17th Vice President of the Examination Yuan
- Incumbent
- Assumed office 20 December 2024
- Appointed by: Lai Ching-te
- President: Chou Hung-hsien
- Preceded by: Chou Hung-hsien

19th Minister of Examination
- In office 1 October 2019 – 20 May 2024
- President: Wu Jin-lin Huang Jong-tsun
- Preceded by: Tsai Tzung-jen
- Succeeded by: Lio Mon-chi

Personal details
- Born: 22 April 1961 (age 65) Taixi, Yunlin, Taiwan
- Party: Independent
- Other political affiliations: People First Party (2015) Kuomintang (until 2000)
- Parent: Hsu Wen-tsu (father)
- Education: Soochow University (BA); Ohio University (MA); Colorado State University (PhD);

= Hsu Shu-hsiang =

Taiwanese politician (born 1961)

Hsu Shu-hsiang (許舒翔; born 22 April 1961) is a Taiwanese political scientist and politician. In December 2024, he became the incumbent Vice President of the Examination Yuan.

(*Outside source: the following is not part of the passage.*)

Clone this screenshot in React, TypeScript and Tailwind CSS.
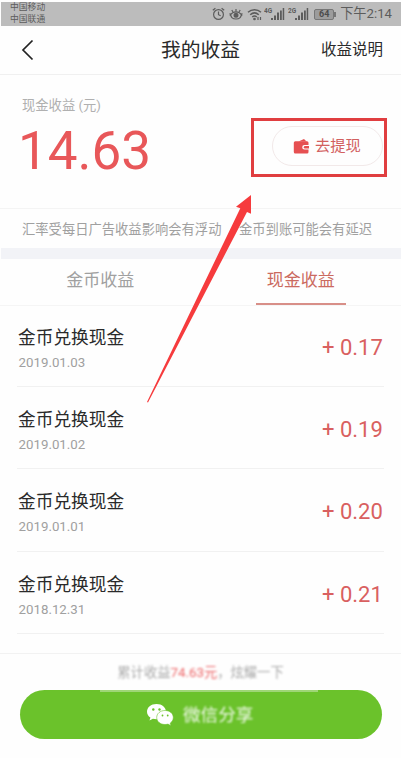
import React from 'react';

const records = [
  { date: '2019.01.03', amount: '+ 0.17' },
  { date: '2019.01.02', amount: '+ 0.19' },
  { date: '2019.01.01', amount: '+ 0.20' },
  { date: '2018.12.31', amount: '+ 0.21' },
];

function Signal({ label }: { label: string }) {
  return (
    <svg width="21" height="15" viewBox="0 0 21 15" fill="#5c5c5c">
      <text x="0" y="6" fontSize="6.5" fontWeight="700" fontFamily="Roboto, sans-serif">{label}</text>
      <rect x="7" y="11" width="2" height="2" />
      <rect x="10" y="8.500" width="2" height="4.500" />
      <rect x="13" y="5.500" width="2" height="7.500" />
      <rect x="16" y="3.500" width="1.800" height="9.500" />
      <rect x="18.700" y="1" width="1.500" height="12" />
    </svg>
  );
}

function StatusBar() {
  return (
    <div className="ml-px mt-[2px] flex h-6 shrink-0 items-center justify-between bg-[#bcbcbc] pl-[9px] pr-[9px] text-[#5c5c5c]">
      <div className="-mt-[2px] text-[8.8px] leading-[12px]">
        <div>中国移动</div>
        <div>中国联通</div>
      </div>
      <div className="flex items-center">
        <svg width="13" height="14" viewBox="0 0 13 14" fill="none" stroke="#5c5c5c" strokeWidth="1.2">
          <circle cx="6.500" cy="7.500" r="4.900" />
          <path d="M6.500 4.500v3.200l2.200 1M.8 3.300 3.400 1.200M12.200 3.300 9.600 1.200" />
        </svg>
        <svg className="ml-1" width="14" height="14" viewBox="0 0 14 14" fill="none" stroke="#5c5c5c" strokeWidth="1.200">
          <path d="M.8 6.200C2.400 9.200 1.800 12 7 12s4.600-2.800 6.200-5.800" />
          <path d="M.8 8.500C3 5.500 5 4.800 7 4.800s4 .7 6.200 3.700" />
          <circle cx="7" cy="8.300" r="1.900" fill="#5c5c5c" />
          <path d="M7 4.500V2M4 5 2.800 3M10 5 11.200 3" />
        </svg>
        <svg className="ml-1" width="15" height="14" viewBox="0 0 15 14" fill="none" stroke="#5c5c5c" strokeWidth="1.500">
          <path d="M1 5.200C4.800 1.800 10.200 1.800 14 5.200M3.200 7.700c2.600-2.200 6-2.200 8.600 0M5.200 10c1.400-1.200 3.200-1.200 4.600 0" />
          <circle cx="7.500" cy="12" r=".6" fill="#5c5c5c" />
          <path d="M11 10v3M13.500 10v3" strokeWidth="1.200" />
        </svg>
        <span className="ml-[2px]"><Signal label="4G" /></span>
        <span className="ml-[3px]"><Signal label="2G" /></span>
        <div className="ml-[5px] flex items-center">
          <div className="flex h-[11px] w-[20px] items-center justify-center rounded-[2px] border border-[#777] bg-[#9c9c9c] text-[9px] font-bold leading-none text-[#4c4c4c]">64</div>
          <div className="h-[5px] w-[2px] bg-[#777]" />
        </div>
        <span className="ml-[4px] whitespace-nowrap text-[13.200px] leading-6">下午2:14</span>
      </div>
    </div>
  );
}

function ShareFooter() {
  return (
    <footer className="mt-[19px] border-t border-[#f2f2f2]">
      <p className="flex h-9 items-center justify-center whitespace-nowrap pt-px text-[13.300px] text-[#aaa] blur-[1px]">
        累计收益<span className="text-[#ee6668]">74.63元</span>，炫耀一下
      </p>
      <button className="relative ml-5 flex h-[49px] w-[362px] items-center rounded-full bg-[#6bc22b] pl-[126px] text-white">
        <span className="absolute left-[80px] top-0 h-[2px] w-[218px] bg-[#9fd676]" />
        <svg className="blur-[0.5px]" width="28" height="24" viewBox="0 0 28 24">
          <path fill="#fff" d="M10.500 1C5 1 1 4.400 1 8.700c0 2.500 1.300 4.500 3.400 5.900l-.9 2.800 3.400-1.700c1.200.3 2.400.5 3.600.5C16 16.200 20 12.900 20 8.700S16 1 10.500 1Z" />
          <path fill="#fff" stroke="#6bc22b" strokeWidth=".6" d="M19 7.500c-4.800 0-8.300 3.100-8.300 7s3.500 7 8.300 7c1 0 2-.2 3-.4l3 1.700-.8-2.600c1.800-1.300 3.100-3.200 3.100-5.700 0-3.900-3.500-7-8.300-7Z" />
          <g fill="#6bc22b"><circle cx="7.300" cy="6.500" r="1.200" /><circle cx="13.500" cy="6.500" r="1.200" /><circle cx="16.500" cy="12.500" r=".9" /><circle cx="21.700" cy="12.500" r=".9" /></g>
        </svg>
        <span className="ml-[9px] mt-[2px] text-[17.600px] opacity-90 blur-[1px]">微信分享</span>
      </button>
    </footer>
  );
}

export default function App() {
  return (
    <div className="relative flex h-[758px] w-[401px] flex-col overflow-hidden bg-[#fefefe] font-['Roboto','Noto_Sans_CJK_SC',sans-serif]">
      <StatusBar />

      <header className="flex h-[49px] items-center border-b border-[#f0f0f0] text-[#2a2a2a]">
        <svg className="ml-[21px]" width="13" height="22" viewBox="0 0 13 22" fill="none" stroke="#222" strokeWidth="1.700">
          <path d="M11.500 1.500 2 11l9.500 9.500" />
        </svg>
        <h1 className="ml-[127px] mt-[2px] text-[19.800px]">我的收益</h1>
        <span className="ml-auto mr-[18px] mt-[2px] text-[15.500px]">收益说明</span>
      </header>

      <section className="flex h-[134px] justify-between border-b border-[#f4f4f4] pl-[22px] pr-[18px]">
        <div>
          <div className="mt-[21px] text-[13.300px] leading-5 text-[#b0b0b0]">现金收益 (元)</div>
          <div className="-ml-[4px] mt-[5px] text-[53px] leading-[60px] text-[#e85759]">14.63</div>
        </div>
        <button className="mt-[51px] flex h-10 w-[111px] items-center rounded-full border-[1.500px] border-[#f2e9e9] pl-5 text-[#d2605f]">
          <svg width="17" height="17" viewBox="0 0 17 17" fill="#e65052">
            <path d="m5.500 3.500 5.500-2.600 2.500 2.600Z" />
            <path d="M2.300 3.300H14A1.500 1.500 0 0 1 15.500 4.800V7h-4a2.300 2.300 0 0 0 0 4.600h4V14a1.500 1.500 0 0 1-1.500 1.500H2.300A1.500 1.500 0 0 1 .8 14V4.800a1.500 1.500 0 0 1 1.500-1.500Z" />
            <path d="M12 8.100h4v2.400h-4a1.200 1.200 0 0 1 0-2.400Z" />
          </svg>
          <span className="ml-[5px] text-[15.300px]">去提现</span>
        </button>
      </section>

      <div className="flex h-[39px] items-center justify-between whitespace-nowrap pl-[22px] pr-[29px] pt-[2px] text-[13.300px] text-[#a0a0a0]">
        <span>汇率受每日广告收益影响会有浮动</span>
        <span>金币到账可能会有延迟</span>
      </div>
      <div className="ml-px h-[11px] bg-[#f2f3f7]" />

      <nav className="grid h-[47px] grid-cols-2 border-b border-[#f5f5f5] text-[17px]">
        <div className="pt-[9px] text-center text-[#a0a0a0]">金币收益</div>
        <div className="mx-auto h-[46px] w-[90px] border-b-2 border-[#d88f88] pt-[9px] text-center text-[#cb6a5f]">现金收益</div>
      </nav>

      <main className="ml-[17px] mr-[17px]">
        {records.map((record, i) => (
          <div key={record.date} className={`flex justify-between border-b border-[#f1f1f1] ${i % 2 ? 'h-[82px]' : i === 0 ? 'h-[81px]' : 'h-[83px]'}`}>
            <div className="pl-px">
              <div className={`${i === 0 ? 'mt-[19px]' : 'mt-[20px]'} text-[17.700px] leading-[26px] text-[#2a2a2a]`}>金币兑换现金</div>
              <div className="ml-[0.500px] mt-[3px] text-[13.300px] leading-[18px] text-[#a0a0a0]">{record.date}</div>
            </div>
            <div className={`w-[62px] whitespace-nowrap ${i === 0 ? 'pt-[26px]' : 'pt-[27px]'} text-[22px] leading-[32px] text-[#d96060]`}>{record.amount}</div>
          </div>
        ))}
      </main>

      <ShareFooter />

      <div className="pointer-events-none absolute left-[251px] top-[118px] h-[59px] w-[136px] border-[3px] border-[#e03e40]" />
      <svg className="pointer-events-none absolute left-0 top-0" width="401" height="758" viewBox="0 0 401 758">
        <path d="m251 195-15 11.700 4.300 1.500L147 402l1 .5L247 212l4 1.700Z" fill="#f63b3d" />
      </svg>
    </div>
  );
}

== Early life and education ==
Hsu was born in Taixi, Yunlin. He is the eldest son of politician Hsu Wen-tsu. His younger brother, Hsu Shu-po, was a member of the Legislative Yuan from 1996 to 2012.

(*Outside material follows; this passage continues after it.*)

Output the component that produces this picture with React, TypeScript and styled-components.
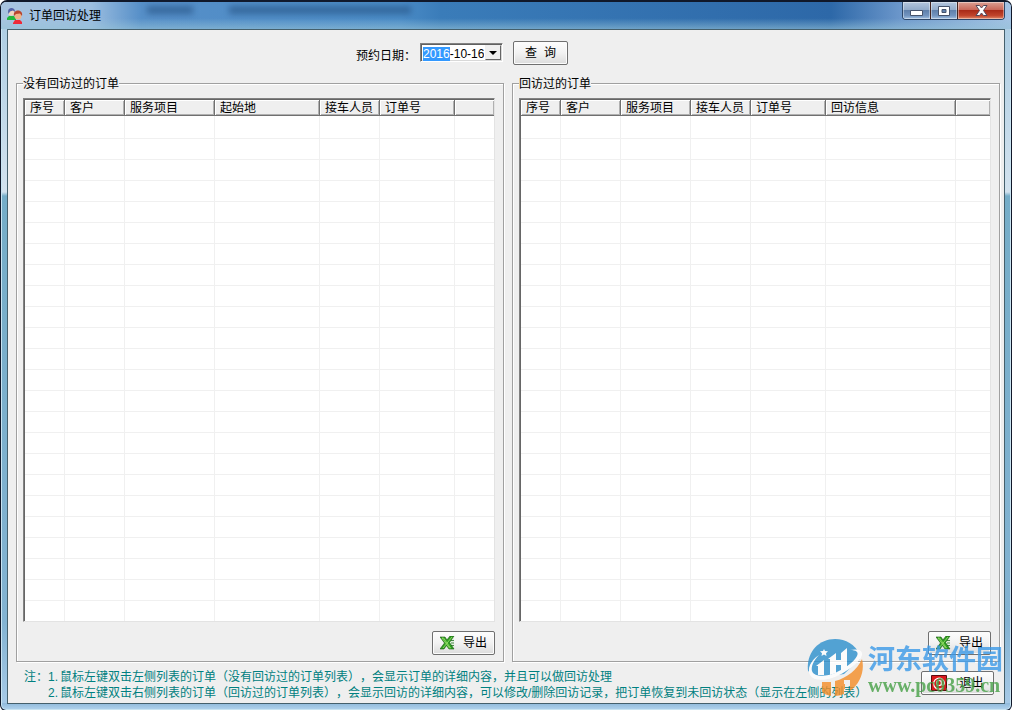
import React, { useEffect, useRef } from 'react';
import styled, { createGlobalStyle, css } from 'styled-components';

const Global = createGlobalStyle`
  *, *::before, *::after { box-sizing: border-box; }
  html, body, #root { height: 100%; }
  body {
    margin: 0;
    background: #fff;
    color: #000;
    font: 12px/16px "Liberation Sans", "Noto Sans CJK SC", sans-serif;
    text-spacing-trim: space-all;
  }
  button, input { font: inherit; color: inherit; }
`;

const Window = styled.div`
  position: relative;
  display: flex;
  flex-direction: column;
  min-height: 100%;
  padding: 0 6px 6px;
  border: 1px solid #10182a;
  border-top-width: 2px;
  border-radius: 7px 7px 6px 6px;
  background:
    linear-gradient(#8fb9da, #b3d4ee) 0 100% / 100% 7px no-repeat,
    linear-gradient(#a9cbe2, #d2e2ee 190px, #75adc8 194px, #83b3d2 620px, #a9cbe8);
  box-shadow: inset 0 0 0 1px #c9e4f2;
`;

const TitleBar = styled.header`
  display: flex;
  align-items: center;
  height: 27px;
  margin: 0 -6px;
  padding-left: 6px;
  border-radius: 5px 5px 0 0;
  background:
    linear-gradient(transparent 60%, rgba(150, 195, 215, 0.6)),
    linear-gradient(90deg, #a8c4e0, #9cbee0 90px, #568fc8 140px, #4a8bc6 400px, #3a7cb9 440px, #2d68a8 830px, #6c97cb 900px, #a4c3e4);
`;

const Title = styled.h1`
  margin: 0 0 0 6px;
  font-size: 12px;
  line-height: 16px;
  font-weight: 400;
`;

const Ghost = styled.div`
  display: flex;
  gap: 36px;
  flex: 1;
  height: 27px;
  padding-left: 46px;
`;

const Smudge = styled.i<{ $w: number }>`
  width: ${p => p.$w}px;
  height: 8px;
  margin-top: 4px;
  background: #234f80;
  opacity: 0.6;
  filter: blur(3px);
`;

const Controls = styled.div`
  display: flex;
  align-self: flex-start;
  height: 18px;
  margin-right: 6px;
  border: 1px solid #2c4668;
  border-top: 0;
  border-radius: 0 0 4px 4px;
  overflow: hidden;
`;

const ControlButton = styled.button<{ $close?: boolean }>`
  display: flex;
  align-items: center;
  justify-content: center;
  width: ${p => (p.$close ? 47 : 27)}px;
  padding: 0;
  border: 0;
  box-shadow: inset 0 0 0 1px rgba(255, 255, 255, 0.4);
  background: ${p =>
    p.$close
      ? 'linear-gradient(#dba093, #c9685a 45%, #a92b18 50%, #c1452c 80%, #e08a6a)'
      : 'linear-gradient(#b4c6de, #93abca 45%, #5f80ab 50%, #7294bf 80%, #a2c0e0)'};
  & + & { border-left: 1px solid ${p => (p.$close ? '#43241f' : '#3f5a80')}; }
`;

const Client = styled.main`
  display: flex;
  flex: 1;
  flex-direction: column;
  padding: 10px 4px 2px 8px;
  border: 1px solid #45606c;
  background: #efefef;
`;

const Filter = styled.form`
  display: flex;
  align-items: center;
  height: 25px;
  padding-left: 340px;
`;

const FilterLabel = styled.label`
  padding-top: 6px;
`;

const DateBox = styled.div`
  display: flex;
  width: 83px;
  height: 19px;
  margin: 0 10px 0 4px;
  border: 1px solid;
  border-color: #828282 #fff #fff #828282;
  background: #fff;
  box-shadow: inset 1px 1px #606060, inset -1px -1px #d8d8d8;
`;

const DateInput = styled.input`
  flex: 1;
  min-width: 0;
  padding: 3px 0 0 2px;
  border: 0;
  outline: 0;
  background: none;
  line-height: 14px;
  caret-color: transparent;
  &::selection { background: #3399ff; color: #fff; }
`;

const Drop = styled.button`
  display: flex;
  align-items: center;
  justify-content: center;
  width: 16px;
  margin: 1px;
  padding: 0;
  border: 1px solid;
  border-color: #eee #666 #666 #eee;
  background: #efefef;
`;

const PushButton = styled.button<{ $size: 'query' | 'export' | 'exit' }>`
  display: flex;
  align-items: center;
  justify-content: center;
  gap: 8px;
  height: 24px;
  padding: 0;
  border: 1px solid #707070;
  border-radius: 2px;
  box-shadow: inset 0 0 0 1px #fcfcfc;
  background: linear-gradient(#fdfdfd, #f2f2f2 50%, #dcdcdc);
  ${p => p.$size === 'query' && css`
    width: 55px;
    padding-top: 2px;
    font-family: "Liberation Mono", "Noto Sans CJK SC", monospace;
  `}
  ${p => p.$size === 'export' && css`width: 63px;`}
  ${p => p.$size === 'exit' && css`width: 73px; gap: 12px; margin-top: 2px;`}
`;

const Panels = styled.div`
  display: flex;
  flex: 1;
  gap: 8px;
  margin-top: 9px;
`;

const Panel = styled.fieldset`
  display: flex;
  flex: 1;
  flex-direction: column;
  min-width: 0;
  margin: 0;
  padding: 6px 8px 6px 6px;
  border: 1px solid #a0a0a0;
  box-shadow: 1px 1px #fff, inset 1px 1px #fff;
`;

const Legend = styled.legend`
  margin: 0;
  padding: 2px 0 0;
  background: #efefef;
  line-height: 16px;
`;

const ListView = styled.div`
  display: flex;
  flex: 1;
  flex-direction: column;
  border: 1px solid;
  border-color: #828282 #e3e3e3 #e3e3e3 #828282;
  background: #fff;
  box-shadow: inset 1px 1px #666;
  padding: 1px 0 0 1px;
  overflow: hidden;
`;

const Grid = styled.table`
  flex: 1;
  width: 100%;
  table-layout: fixed;
  border-collapse: separate;
  border-spacing: 0;
`;

const HeadCell = styled.th`
  height: 16px;
  padding: 2px 0 0 5px;
  border-right: 1px solid #707070;
  border-bottom: 1px solid #707070;
  background: #efefef;
  box-shadow: inset 1px 1px #fff, inset -1px -1px #b0b0b0;
  font-weight: 400;
  line-height: 13px;
  text-align: left;
  vertical-align: bottom;
  white-space: nowrap;
  &:last-child { border-right: 0; }
`;

const Cell = styled.td`
  height: 21px;
  padding: 0;
  border-right: 1px solid #f0f0f0;
  border-bottom: 1px solid #f0f0f0;
  &:last-child { border-right: 0; }
  tr:first-child > & { height: 23px; }
  tr:last-child > & { height: 20px; border-bottom: 0; }
`;

const PanelActions = styled.div`
  display: flex;
  justify-content: flex-end;
  margin-top: 9px;
`;

const Footer = styled.footer`
  display: flex;
  align-items: flex-start;
  justify-content: space-between;
  padding: 7px 6px 0 8px;
`;

const Notes = styled.div`
  display: grid;
  grid-template-columns: 24px 12px 1fr;
  align-content: start;
  color: #008080;
  white-space: nowrap;
`;

const NoteNumber = styled.span`
  grid-column: 2;
`;

const Watermark = styled.div`
  position: absolute;
  right: 8px;
  bottom: 13px;
  display: flex;
  align-items: center;
  gap: 5px;
  opacity: 0.8;
  pointer-events: none;
`;

const Brand = styled.div`
  color: #3b9ae8;
  font: 700 27px/34px "Noto Sans CJK SC", sans-serif;
`;

const Site = styled.div`
  color: #46a046;
  font: 700 20px/20px "Liberation Serif", serif;
`;

const AppIcon = () => (
  <svg width="16" height="16" viewBox="0 0 16 16" aria-hidden="true">
    <path d="M0 10 2 8h5l2 2v2H0z" fill="#20b83c" />
    <circle cx="4.500" cy="4.500" r="3.300" fill="#f0d6c0" />
    <path d="M1 4C1 1 2.500 0 4.500 0S8 1 8 4L6 2.500 3 3.500 1.500 6z" fill="#5463a8" />
    <path d="M6 15 8 12h5l2 2v2H6z" fill="#ee2a38" />
    <circle cx="11" cy="8" r="3.500" fill="#f0b488" />
    <path d="M7 8c-1-4 2-5.500 4-5.500S16 4 15 8l-2-2.500-4 .5z" fill="#b9452d" />
  </svg>
);

const ExcelIcon = () => (
  <svg width="15" height="14" viewBox="0 0 15 14" aria-hidden="true">
    <path d="M7 2h7v10H7z" fill="#e4f2df" />
    <path d="M11 4.500h3M11 7h3M11 9.500h3" stroke="#4d8a4d" />
    <path d="M0 1h5l2 3 3-4h4L9.500 6.500 14 13H9L6.500 9.500 4 13H0l4.500-6z" fill="#2f9e22" stroke="#17570f" strokeWidth=".6" />
    <path d="M2 2h1.500l7 10H9.500zM12 1 3 12" fill="none" stroke="#94dc68" strokeWidth=".9" />
  </svg>
);

const ExitIcon = () => (
  <svg width="16" height="16" viewBox="0 0 16 16" aria-hidden="true">
    <path d="M.5.500h15v15H.5z" fill="#d9181c" stroke="#5a0c10" />
    <path d="M12 12.500A5.500 5.500 0 1 1 13.500 8c0 2.500-3 3-3 .8V5.500" fill="none" stroke="#fff" strokeWidth="1.200" />
    <circle cx="8" cy="8" r="2.500" fill="none" stroke="#fff" strokeWidth="1.200" />
  </svg>
);

const BrandLogo = () => (
  <svg width="56" height="58" viewBox="0 0 56 58" aria-hidden="true">
    <path d="M1 32C-1 14 11 0 28 0c11 0 20 6 24 14l1 6-16 15-24 4z" fill="#2b8fcd" />
    <path d="M55 20c3 12-2 25-12 32V41h-6v14c-3 1-6 2-9 2V42c12-3 22-11 27-22z" fill="#f58d26" />
    <path d="M15 43h9v14c-4-1-7-2-9-4zM28 45h10v5H28z" fill="#f58d26" />
    <path d="M12 16C3 22 0 30 3 36c5 8 21 5 33-2s20-15 19-20c-1-4-7-4-12-3 6 0 9 2 7 6-3 6-13 13-22 17S7 38 5 32c-1-4 1-10 7-16z" fill="#fff" />
    <path d="m9 27 8-6v15h-6V27zM21 20l8-6v20l-6 2V20zM29 21h5v-7l6-5v20l-6 3v-6h-5z" fill="#fff" />
    <path d="m17 10 1 2 3 .3-2 2 .5 2.700L17 15.500 14.500 17l.5-2.700-2-2 3-.3z" fill="#fff" />
  </svg>
);

interface Column { name: string; width?: number }

const PENDING: Column[] = [
  { name: '序号', width: 40 }, { name: '客户', width: 60 }, { name: '服务项目', width: 90 },
  { name: '起始地', width: 105 }, { name: '接车人员', width: 60 }, { name: '订单号', width: 75 }, { name: '' },
];

const VISITED: Column[] = [
  { name: '序号', width: 40 }, { name: '客户', width: 60 }, { name: '服务项目', width: 70 },
  { name: '接车人员', width: 60 }, { name: '订单号', width: 75 }, { name: '回访信息', width: 130 }, { name: '' },
];

const ROWS = Array.from({ length: 24 }, (_, i) => i);

const OrderPanel = ({ title, columns }: { title: string; columns: Column[] }) => (
  <Panel>
    <Legend>{title}</Legend>
    <ListView>
      <Grid aria-label={title}>
        <colgroup>
          {columns.map((c, i) => <col key={i} width={c.width} />)}
        </colgroup>
        <thead>
          <tr>{columns.map((c, i) => <HeadCell key={i} scope="col">{c.name}</HeadCell>)}</tr>
        </thead>
        <tbody>
          {ROWS.map(r => (
            <tr key={r}>{columns.map((_, i) => <Cell key={i} />)}</tr>
          ))}
        </tbody>
      </Grid>
    </ListView>
    <PanelActions>
      <PushButton type="button" $size="export"><ExcelIcon />导出</PushButton>
    </PanelActions>
  </Panel>
);

export default function App() {
  const date = useRef<HTMLInputElement>(null);

  useEffect(() => {
    date.current?.focus();
    date.current?.setSelectionRange(0, 4);
  }, []);

  return (
    <>
      <Global />
      <Window>
        <TitleBar>
          <AppIcon />
          <Title>订单回访处理</Title>
          <Ghost aria-hidden="true"><Smudge $w={46} /><Smudge $w={182} /></Ghost>
          <Controls>
            <ControlButton aria-label="最小化">
              <svg width="13" height="10"><path d="M.5 4.500h12v5H.5z" fill="#fff" stroke="#46536b" /></svg>
            </ControlButton>
            <ControlButton aria-label="最大化">
              <svg width="12" height="10"><path d="M.5.500h11v9H.5zM4 3.500h4v3H4z" fill="#fff" fillRule="evenodd" stroke="#46536b" /></svg>
            </ControlButton>
            <ControlButton $close aria-label="关闭">
              <svg width="13" height="11"><path d="M1 .500h3.500l2 2.500 2-2.500H12L8.500 5.500l3.500 5H8.500l-2-2.500-2 2.500H1l3.500-5z" fill="#fff" stroke="#53485a" /></svg>
            </ControlButton>
          </Controls>
        </TitleBar>
        <Client>
          <Filter onSubmit={e => e.preventDefault()}>
            <FilterLabel htmlFor="order-date">预约日期：</FilterLabel>
            <DateBox>
              <DateInput id="order-date" ref={date} defaultValue="2016-10-16" />
              <Drop type="button" aria-label="选择日期">
                <svg width="8" height="4"><path d="M0 0h8L4 4z" /></svg>
              </Drop>
            </DateBox>
            <PushButton type="submit" $size="query">查 询</PushButton>
          </Filter>
          <Panels>
            <OrderPanel title="没有回访过的订单" columns={PENDING} />
            <OrderPanel title="回访过的订单" columns={VISITED} />
          </Panels>
          <Footer>
            <Notes>
              <span>注：</span>
              <NoteNumber>1.</NoteNumber>
              <span>鼠标左键双击左侧列表的订单（没有回访过的订单列表），会显示订单的详细内容，并且可以做回访处理</span>
              <NoteNumber>2.</NoteNumber>
              <span>鼠标左键双击右侧列表的订单（回访过的订单列表），会显示回访的详细内容，可以修改/删除回访记录，把订单恢复到未回访状态（显示在左侧的列表）</span>
            </Notes>
            <PushButton type="button" $size="exit"><ExitIcon />退出</PushButton>
          </Footer>
        </Client>
        <Watermark aria-hidden="true">
          <BrandLogo />
          <div>
            <Brand>河东软件园</Brand>
            <Site>www.pc0359.cn</Site>
          </div>
        </Watermark>
      </Window>
    </>
  );
}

Hsu graduated from Soochow University with a Bachelor of Arts in political science in 1989. He then pursued graduate studies in the United States, earning a Master of Arts from Ohio University in 1989 and then his Ph.D. in political science from Colorado State University in 1994. His doctoral dissertation was titled, "Water resources protection in Taiwan: A case study of the Taipei Water Management Commission".

== Academic career ==
After receiving his doctorate, Hsu was a visiting associate professor of political science at Colorado State University from 2002 to 2004. He headed the educational institution TransWorld University twice, and had overseen it through three name changes.

== Political career ==
Hsu Shu-hsiang was named parliamentary secretary of the Ministry of Examination in 2016, and took office as Minister of Examination on 1 October 2019. While serving in this role, Hsu commented on the ages of examinees assessed by the examination ministry.

In May 2024, president Lai Ching-te nominated Hsu to serve as Vice President of the Examination Yuan. The Legislative Yuan approved Hsu's nomination in December.